Working with fear in the body
In our previous post we explored faith as an antidote to fear. Faith usually develops gradually. What can we do in the moment when her fear is stronger than our faith. Working with fear in the body can immediately lessen the hold that fear has on us. I’d like to share two somatic practices that can take us from being lost in anxiety or fear to open spacious awareness.
First let’s look at grounding. Grounding, feeling the abundant support the earth offers, is the energetic lesson that we all needed to learn from the second trimester in the womb until approximately two years old. Even if you had a loving mother like I did, there were almost certainly moments in your early childhood when you felt unsupported or temporarily abandoned or had an accident or trauma or an illness. Fear arose. Fear is the emotion that arises when we are ungrounded, when we don’t feel supported. Grounding immediately and directly cuts through fear. My earliest memory is joyfully crawling across the carpet in the family living room. The pattern in the carpet is still clear in my mind. I found a metal hairpin on the floor. Right in front of me in the wall were two holes, the electrical socket. In my preverbal state I thought “Fantastic! This fits in both holes so let’s do it!” You can guess what happened next. What did I learn? The world is not safe. Following my curiosity can be painful and dangerous. Zero to two years of age is the time we learn to trust being dependent on the support of the ground beneath us, the earth element, our mother, the Mother. A therapist acquaintance of mine once said “If it’s not one thing, it’s your mother.”
Eastern contemplative practices from Hinduism and Buddhism that are so popular now were developed by and for people many centuries ago that were grounded, people who walked around barefoot without an iPhone. These practices assume that we are already grounded which is not the case for many Westerners. For decades I did intensive meditation practice, did many retreats and had remarkable experiences. Integrating practice into my daily life was another story. A few days after the retreat was over I was 99.9% as neurotic as when the retreat began. Only when I finally realized how ungrounded I often was and began to bring grounding into my practice, did the fruits of meditation begin to permeate my life. I’m a difficult case having a PhD in mathematics. Dropping down out of my head that was so good at analyzing and categorizing and understanding into the base, into accepting this grounding energy, was profoundly challenging as well as deeply healing.
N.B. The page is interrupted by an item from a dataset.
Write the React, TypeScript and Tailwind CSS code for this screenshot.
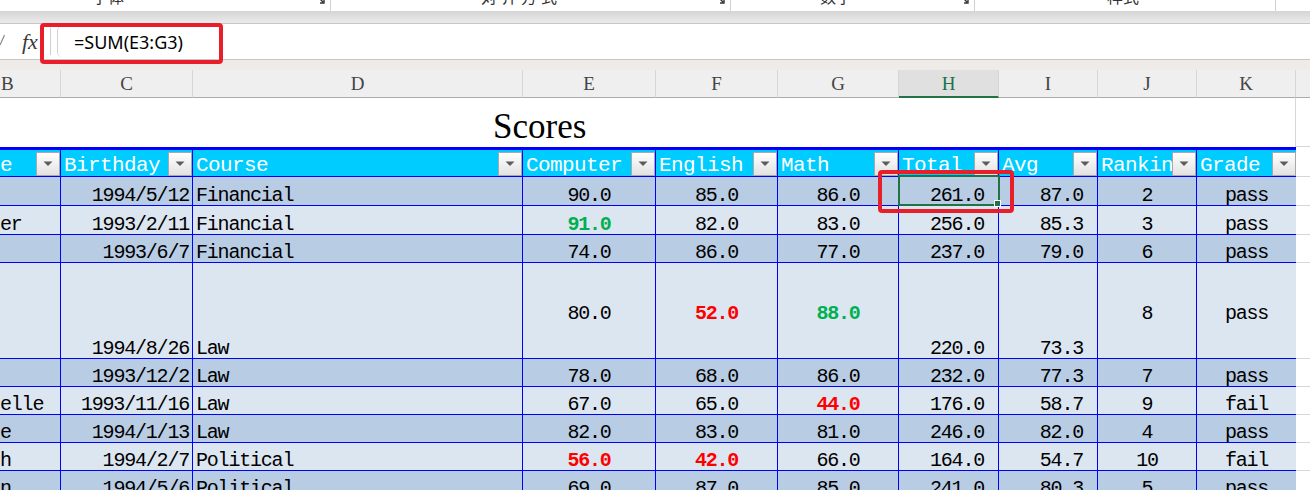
type Row = {
  b: string;
  c: string;
  d: string;
  e: string;
  f: string;
  g: string;
  h: string;
  i: string;
  j: string;
  k: string;
  red?: string[];
  green?: string[];
};

const rows: Row[] = [
  { b: "", c: "1994/5/12", d: "Financial", e: "90.0", f: "85.0", g: "86.0", h: "261.0", i: "87.0", j: "2", k: "pass" },
  { b: "er", c: "1993/2/11", d: "Financial", e: "91.0", f: "82.0", g: "83.0", h: "256.0", i: "85.3", j: "3", k: "pass", green: ["e"] },
  { b: "", c: "1993/6/7", d: "Financial", e: "74.0", f: "86.0", g: "77.0", h: "237.0", i: "79.0", j: "6", k: "pass" },
  { b: "", c: "1994/8/26", d: "Law", e: "80.0", f: "52.0", g: "88.0", h: "220.0", i: "73.3", j: "8", k: "pass", red: ["f"], green: ["g"] },
  { b: "", c: "1993/12/2", d: "Law", e: "78.0", f: "68.0", g: "86.0", h: "232.0", i: "77.3", j: "7", k: "pass" },
  { b: "elle", c: "1993/11/16", d: "Law", e: "67.0", f: "65.0", g: "44.0", h: "176.0", i: "58.7", j: "9", k: "fail", red: ["g"] },
  { b: "e", c: "1994/1/13", d: "Law", e: "82.0", f: "83.0", g: "81.0", h: "246.0", i: "82.0", j: "4", k: "pass" },
  { b: "h", c: "1994/2/7", d: "Political", e: "56.0", f: "42.0", g: "66.0", h: "164.0", i: "54.7", j: "10", k: "fail", red: ["e", "f"] },
  { b: "n", c: "1994/5/6", d: "Political", e: "69.0", f: "87.0", g: "85.0", h: "241.0", i: "80.3", j: "5", k: "pass" },
];

const rowHeights = ["h-[29px]", "h-[29px]", "h-[28px]", "h-[96px]", "h-[28px]", "h-[28px]", "h-[28px]", "h-[28px]", "h-[28px]"];

const cols: { k: keyof Row; w: string; j: string; p: string; letter: string; head: string }[] = [
  { k: "b", w: "w-[61px]", j: "justify-start", p: "", letter: "B", head: "e" },
  { k: "c", w: "w-[132px]", j: "justify-end", p: "pr-[3px]", letter: "C", head: "Birthday" },
  { k: "d", w: "w-[330px]", j: "justify-start", p: "pl-[3px]", letter: "D", head: "Course" },
  { k: "e", w: "w-[133px]", j: "justify-center", p: "", letter: "E", head: "Computer" },
  { k: "f", w: "w-[122px]", j: "justify-center", p: "", letter: "F", head: "English" },
  { k: "g", w: "w-[121px]", j: "justify-center", p: "", letter: "G", head: "Math" },
  { k: "h", w: "w-[100px]", j: "justify-end", p: "pr-[14px]", letter: "H", head: "Total" },
  { k: "i", w: "w-[99px]", j: "justify-end", p: "pr-[14px]", letter: "I", head: "Avg" },
  { k: "j", w: "w-[99px]", j: "justify-center", p: "", letter: "J", head: "Ranking" },
  { k: "k", w: "w-[99px]", j: "justify-center", p: "", letter: "K", head: "Grade" },
];

const midKeys = ["e", "f", "g", "j", "k"];

function FilterBtn() {
  return (
    <div className="w-[24px] h-[24px] shrink-0 border border-[#a8a8a8] bg-linear-to-b from-white to-[#e2e2e2] flex items-center justify-center">
      <svg width="10" height="6" viewBox="0 0 10 6">
        <path d="M0.5 0.5h9L5 5z" fill="#5c5c5c" />
      </svg>
    </div>
  );
}

function Launcher() {
  return (
    <svg width="10" height="10" viewBox="0 0 10 10" className="mt-[-6px]">
      <path d="M1 6V1h5" stroke="#333" strokeWidth="1.2" fill="none" />
      <path d="M3 3l5 5M5 9h4V5" stroke="#333" strokeWidth="1.4" fill="none" />
    </svg>
  );
}

function RibbonGroup({ w, label, ml, last }: { w: string; label: string; ml: string; last?: boolean }) {
  return (
    <div className={`${w} h-full flex items-start border-r border-[#d0d0d0]`}>
      <span className={`${ml} mt-[-12px] text-[16px] leading-[16px] text-[#333] font-['Noto_Sans_CJK_SC',sans-serif] whitespace-nowrap`}>
        {label}
      </span>
      {!last && (
        <div className="ml-auto mr-[5px]">
          <Launcher />
        </div>
      )}
    </div>
  );
}

export default function App() {
  return (
    <div className="relative w-[1310px] h-[490px] overflow-hidden bg-white font-['Liberation_Mono',monospace]">
      {/* ribbon bottom (cut off) */}
      <div className="h-[11px] flex overflow-hidden bg-white">
        <RibbonGroup w="w-[331px]" label="字体" ml="ml-[92px]" />
        <RibbonGroup w="w-[400px]" label="对齐方式" ml="ml-[150px] tracking-[4px]" />
        <RibbonGroup w="w-[244px]" label="数字" ml="ml-[89px]" />
        <RibbonGroup w="w-[301px]" label="样式" ml="ml-[132px]" last />
      </div>
      <div className="h-[12px] bg-linear-to-b from-[#d4d4d4] to-[#ebebeb]" />

      {/* formula bar */}
      <div className="h-[37px] flex border-y border-[#c6c6c6] bg-white">
        <div className="w-[22px] pt-[10px]">
          <svg width="6" height="12" viewBox="0 0 6 12">
            <path d="M0 11L4.5 1" stroke="#8a8a8a" strokeWidth="1.2" fill="none" />
          </svg>
        </div>
        <div className="w-[28px] pt-[7px] italic text-[22px] leading-[21px] text-[#3a3a3a] font-['Liberation_Serif',serif]">fx</div>
        <div className="w-px bg-[#cfcfcf] my-[4px]" />
        <div className="flex-1 ml-[6px] my-[2px] border-l border-[#d4d4d4] rounded-l-[5px] pl-[16px] flex items-center">
          <span className="text-[18px] leading-[20px] text-black font-['Noto_Sans',sans-serif]">=SUM(E3:G3)</span>
        </div>
      </div>
      <div className="h-[10px] bg-[#efebe9]" />

      {/* column letters */}
      <div className="h-[28px] flex bg-[#efefef]">
        {cols.map((c) => (
          <div
            key={c.letter}
            className={`${c.w} h-full flex items-center pt-[2px] border-r border-[#d6d6d6] font-['Liberation_Serif',serif] text-[19px] ${
              c.letter === "B" ? "justify-start pl-[1px]" : "justify-center"
            } ${
              c.letter === "H"
                ? "bg-[#e0e0e0] text-[#217346] border-b-2 border-b-[#217346]"
                : "text-[#444] border-b border-b-[#ababab]"
            }`}
          >
            {c.letter}
          </div>
        ))}
        <div className="flex-1 h-full border-b border-[#ababab]" />
      </div>

      {/* title row */}
      <div className="h-[49px] flex">
        <div className="w-[1296px] border-r border-[#d6d6d6] flex items-end pl-[493px] pb-[3px]">
          <span className="text-[35px] leading-[35px] text-black font-['Liberation_Serif',serif]">Scores</span>
        </div>
        <div className="flex-1 border-b border-[#d6d6d6]" />
      </div>
      <div className="h-[3px] flex">
        <div className="w-[1296px] bg-[#0000ff]" />
        <div className="flex-1" />
      </div>

      {/* header row */}
      <div className="h-[27px] flex">
        {cols.map((c, idx) => (
          <div
            key={c.head}
            className={`${c.w} h-full flex items-end bg-[#00ccff] border-b border-[#0000ff] ${
              idx < cols.length - 1 ? "border-r" : ""
            }`}
          >
            <span
              className={`flex-1 min-w-0 overflow-hidden whitespace-nowrap ${
                idx === 0 ? "pl-0" : "pl-[3px]"
              } text-white text-[21px] leading-[20px] tracking-[-0.6px]`}
            >
              {c.head}
            </span>
            <FilterBtn />
          </div>
        ))}
        <div className="flex-1 h-full border-b border-[#d6d6d6]" />
      </div>

      {/* data rows */}
      {rows.map((r, ri) => (
        <div key={ri} className={`${rowHeights[ri]} flex`}>
          {cols.map((c, idx) => {
            const red = r.red?.includes(c.k as string);
            const green = r.green?.includes(c.k as string);
            const mid = ri === 3 && midKeys.includes(c.k as string);
            return (
              <div
                key={c.letter}
                className={`${c.w} h-full flex ${c.j} ${c.p} ${mid ? "items-center pt-[6px]" : "items-end"} ${
                  ri % 2 === 0 ? "bg-[#b8cce4]" : "bg-[#dce6f1]"
                } border-b border-[#0000ff] ${idx < cols.length - 1 ? "border-r" : ""} overflow-hidden`}
              >
                <span
                  className={`whitespace-nowrap text-[20px] leading-[18px] tracking-[-1.2px] ${
                    red ? "text-[#ff0000] font-bold" : green ? "text-[#00b050] font-bold" : "text-black"
                  }`}
                >
                  {r[c.k] as string}
                </span>
              </div>
            );
          })}
          <div className="flex-1 h-full border-b border-[#d6d6d6]" />
        </div>
      ))}

      {/* selection on H3 */}
      <div className="absolute left-[898px] top-[175px] w-[102px] h-[31px] border-2 border-[#217346] pointer-events-none" />
      <div className="absolute left-[994px] top-[200px] w-[7px] h-[7px] bg-[#217346] border border-white pointer-events-none" />

      {/* red highlight boxes */}
      <div className="absolute left-[40px] top-[23px] w-[183px] h-[41px] border-[4px] border-[#e81f2a] rounded-[4px] pointer-events-none" />
      <div className="absolute left-[878px] top-[170px] w-[136px] h-[43px] border-[4px] border-[#e81f2a] rounded-[4px] pointer-events-none" />
    </div>
  );
}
Here is the best grounding practice I know: as you breathe out, feel or visualize that you are pushing energy out through the base of your torso into the earth that supports and nourishes, not the earth of dirt and rocks. Let the out breath be full and then with an easy, natural in breath receive this grounding energy. You’re pushing out through the perineum. If you have a hard time inhabiting this part of your energetic body that many of us have at least partially abandoned, then tighten the muscles in the perineum and the upper inner thigh muscles for a few breaths so you can begin to feel this part of your body. This exercise is not muscular but energetic. It is a very direct way to go beyond fear. I’ve had meditation students working on the front lines of medical care in inner-city hospitals who were burning out and contemplating leaving their jobs. Bringing this grounding practice into their work transformed a deeply stressful situation into one that brought them great satisfaction. I hope you find it as healing as I have.